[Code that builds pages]
====================

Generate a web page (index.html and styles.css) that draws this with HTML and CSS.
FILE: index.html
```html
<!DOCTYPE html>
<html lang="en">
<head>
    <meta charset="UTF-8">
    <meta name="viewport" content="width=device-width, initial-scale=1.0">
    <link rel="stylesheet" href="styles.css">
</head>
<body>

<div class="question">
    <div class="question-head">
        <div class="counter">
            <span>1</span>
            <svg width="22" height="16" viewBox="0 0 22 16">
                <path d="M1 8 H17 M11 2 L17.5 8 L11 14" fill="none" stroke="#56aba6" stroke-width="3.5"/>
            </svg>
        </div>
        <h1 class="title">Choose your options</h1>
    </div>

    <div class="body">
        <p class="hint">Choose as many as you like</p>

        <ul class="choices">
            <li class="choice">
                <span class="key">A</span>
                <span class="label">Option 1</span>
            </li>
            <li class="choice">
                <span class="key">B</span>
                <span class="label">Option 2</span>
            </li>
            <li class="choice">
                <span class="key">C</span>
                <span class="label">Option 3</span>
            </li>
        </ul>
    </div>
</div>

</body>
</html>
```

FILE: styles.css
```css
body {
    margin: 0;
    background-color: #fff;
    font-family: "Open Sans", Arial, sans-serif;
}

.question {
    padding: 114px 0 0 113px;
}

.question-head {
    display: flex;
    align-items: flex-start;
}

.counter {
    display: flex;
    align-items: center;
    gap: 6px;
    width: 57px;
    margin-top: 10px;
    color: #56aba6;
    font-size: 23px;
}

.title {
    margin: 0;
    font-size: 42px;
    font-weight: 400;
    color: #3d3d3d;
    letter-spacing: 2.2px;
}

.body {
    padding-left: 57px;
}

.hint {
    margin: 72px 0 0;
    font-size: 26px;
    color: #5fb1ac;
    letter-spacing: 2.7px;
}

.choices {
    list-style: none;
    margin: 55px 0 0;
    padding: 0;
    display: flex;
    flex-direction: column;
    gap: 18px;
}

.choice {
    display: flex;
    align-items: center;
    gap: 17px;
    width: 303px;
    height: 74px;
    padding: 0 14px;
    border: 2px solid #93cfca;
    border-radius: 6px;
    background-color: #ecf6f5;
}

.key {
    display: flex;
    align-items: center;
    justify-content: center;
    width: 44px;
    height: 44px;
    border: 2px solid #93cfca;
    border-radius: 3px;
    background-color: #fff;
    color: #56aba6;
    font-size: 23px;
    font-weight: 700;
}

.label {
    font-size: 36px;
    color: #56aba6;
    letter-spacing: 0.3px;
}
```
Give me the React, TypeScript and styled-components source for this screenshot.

====================

▶ [TO BE DONE]
Above are some records; extract every one of them exactly.

▶ [REPLY]
Generate a web page (index.html and styles.css) that draws this with HTML and CSS.
FILE: index.html
```html
<!DOCTYPE html>
<html lang="en">
<head>
    <meta charset="UTF-8">
    <meta name="viewport" content="width=device-width, initial-scale=1.0">
    <link rel="stylesheet" href="styles.css">
</head>
<body>

<div class="question">
    <div class="question-head">
        <div class="counter">
            <span>1</span>
            <svg width="22" height="16" viewBox="0 0 22 16">
                <path d="M1 8 H17 M11 2 L17.5 8 L11 14" fill="none" stroke="#56aba6" stroke-width="3.5"/>
            </svg>
        </div>
        <h1 class="title">Choose your options</h1>
    </div>

    <div class="body">
        <p class="hint">Choose as many as you like</p>

        <ul class="choices">
            <li class="choice">
                <span class="key">A</span>
                <span class="label">Option 1</span>
            </li>
            <li class="choice">
                <span class="key">B</span>
                <span class="label">Option 2</span>
            </li>
            <li class="choice">
                <span class="key">C</span>
                <span class="label">Option 3</span>
            </li>
        </ul>
    </div>
</div>

</body>
</html>
```

FILE: styles.css
```css
body {
    margin: 0;
    background-color: #fff;
    font-family: "Open Sans", Arial, sans-serif;
}

.question {
    padding: 114px 0 0 113px;
}

.question-head {
    display: flex;
    align-items: flex-start;
}

.counter {
    display: flex;
    align-items: center;
    gap: 6px;
    width: 57px;
    margin-top: 10px;
    color: #56aba6;
    font-size: 23px;
}

.title {
    margin: 0;
    font-size: 42px;
    font-weight: 400;
    color: #3d3d3d;
    letter-spacing: 2.2px;
}

.body {
    padding-left: 57px;
}

.hint {
    margin: 72px 0 0;
    font-size: 26px;
    color: #5fb1ac;
    letter-spacing: 2.7px;
}

.choices {
    list-style: none;
    margin: 55px 0 0;
    padding: 0;
    display: flex;
    flex-direction: column;
    gap: 18px;
}

.choice {
    display: flex;
    align-items: center;
    gap: 17px;
    width: 303px;
    height: 74px;
    padding: 0 14px;
    border: 2px solid #93cfca;
    border-radius: 6px;
    background-color: #ecf6f5;
}

.key {
    display: flex;
    align-items: center;
    justify-content: center;
    width: 44px;
    height: 44px;
    border: 2px solid #93cfca;
    border-radius: 3px;
    background-color: #fff;
    color: #56aba6;
    font-size: 23px;
    font-weight: 700;
}

.label {
    font-size: 36px;
    color: #56aba6;
    letter-spacing: 0.3px;
}
```
Give me the React, TypeScript and styled-components source for this screenshot.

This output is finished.